Poder limitado -- Mesmo que a relevância das Operações Urbanas injete ânimo novo nas expectativas públicas, o poder de influência do Município limita-se ao cumprimento dos acordos estabelecidos para as áreas públicas. Como a Prefeitura não pode interferir no cronograma das obras privadas, torce para que os ventos da economia soprem na mesma direção do empreendedorismo. "A constância na execução das obras confere credibilidade fundamental para garantir a continuidade do projeto" -- avalia Irineu Bagnariolli Júnior.

Por isso, a Prefeitura de Santo André também trata de dar provas caseiras de que o Eixo Tamanduatehy merece o tão fundamental voto de confiança. O Município vai investir R$ 20 milhões de recursos próprios para construir o Museu de Ciência Viva, complexo educacional composto de planetário e espaços específicos para o aprendizado prático de disciplinas como Ciências e Matemática. A obra deve ser erguida onde hoje funciona a Garagem Municipal e ajudará a qualificar mais um trecho do Eixo Tamanduatehy. 

A Prefeitura também já reservou verba para continuar a reforma da Avenida Industrial. O trecho a ser contemplado compreende desde o Parque Celso Daniel até o viaduto de Prefeito Saladino.  Com isso pretende deflagrar espécie de atestado de continuidade administrativa que permita ao Eixo Tamanduatehy e todo o planejamento que o prefeito Celso Daniel vislumbrava no Projeto Santo André Cidade Futuro não desmanchar-se na volatilidade dos resultados eleitorais. 

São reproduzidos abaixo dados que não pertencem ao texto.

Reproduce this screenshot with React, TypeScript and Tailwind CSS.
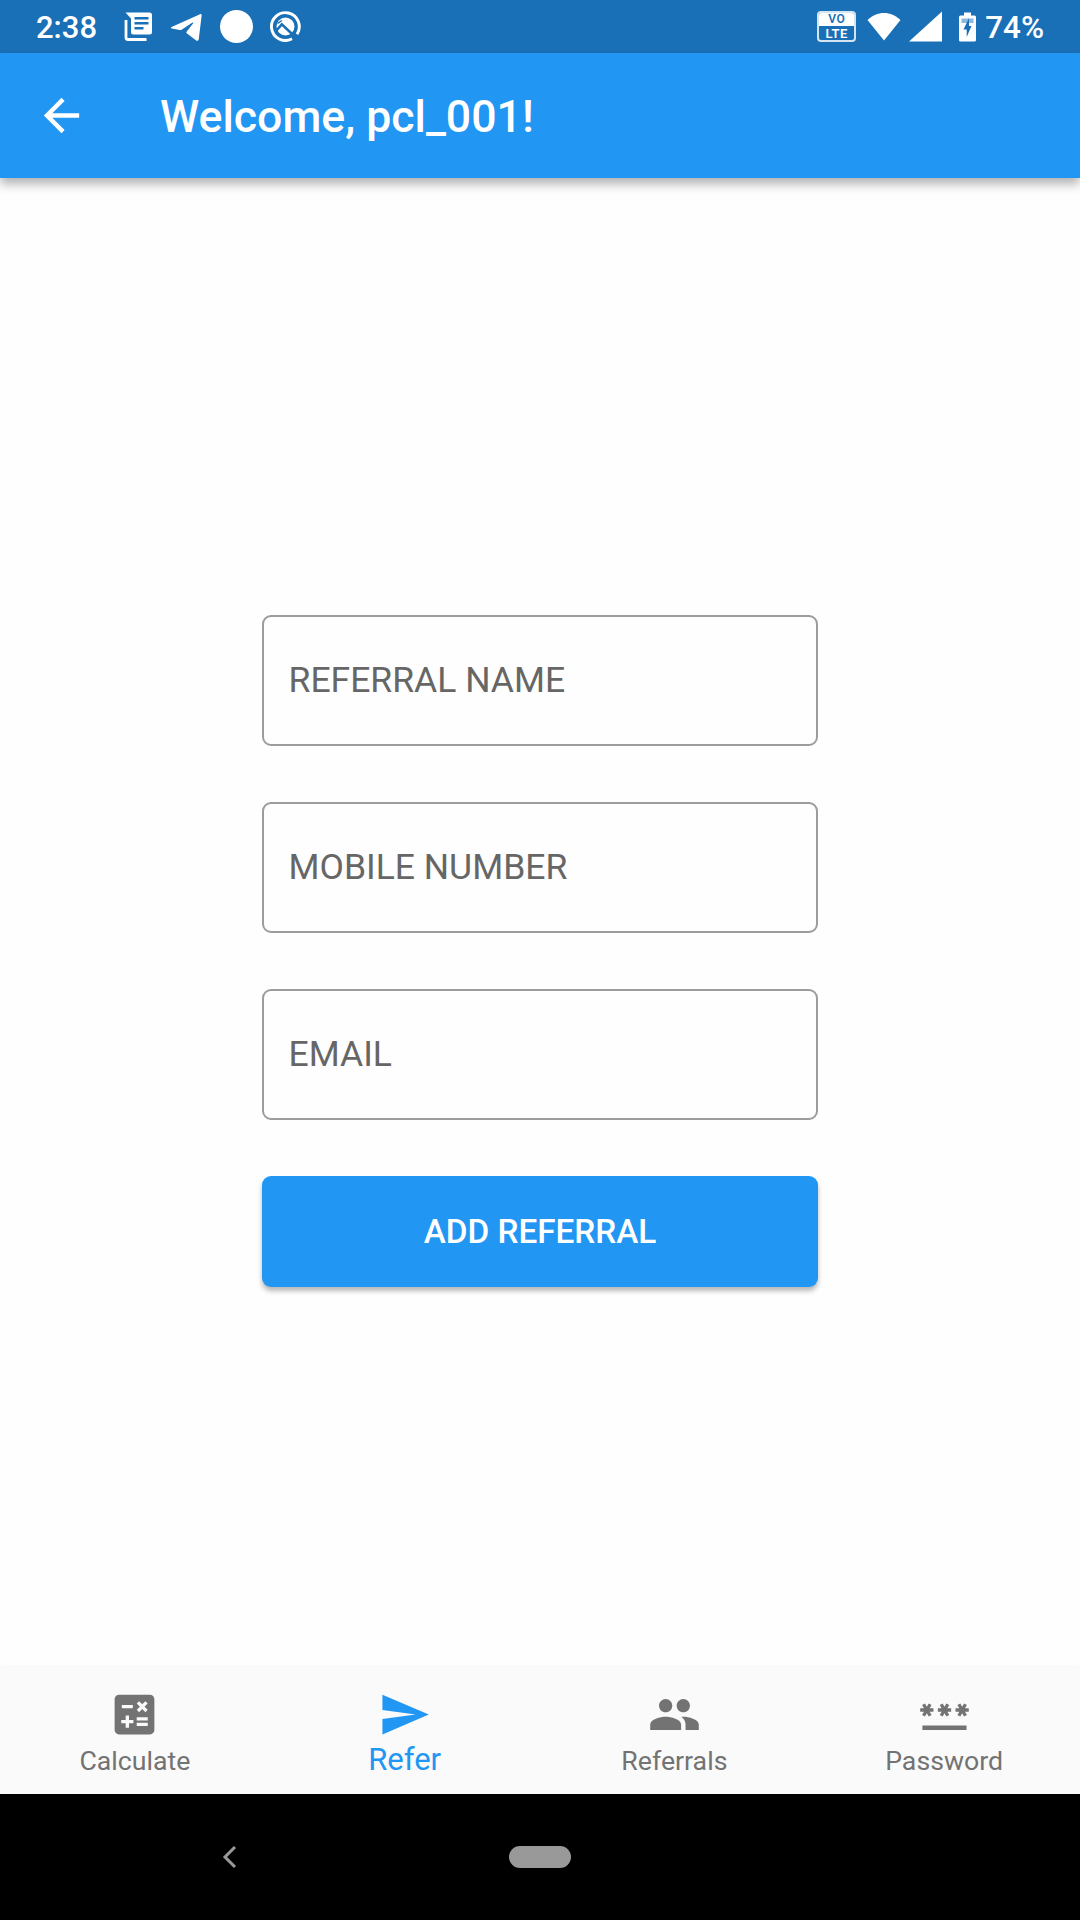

A relação de troca efetuada nas Operações Urbanas reflete ainda a inversão dos conceitos de progresso pelo progresso que predominaram na construção das áreas metropolitanas. Nesse contexto, os R$ 30 milhões de saldo que a Prefeitura contabilizou com as contrapartidas significam bem mais que o dinheiro extra capitalizado além dos recursos formais para investir em obras públicas. As Operações Urbanas em Santo André sinalizam um dos caminhos para a complicada recuperação de uma ferida doída, profunda e agravada pelo diagnóstico de que o caos urbano é um dos fatores que expulsa ainda mais a atividade produtiva.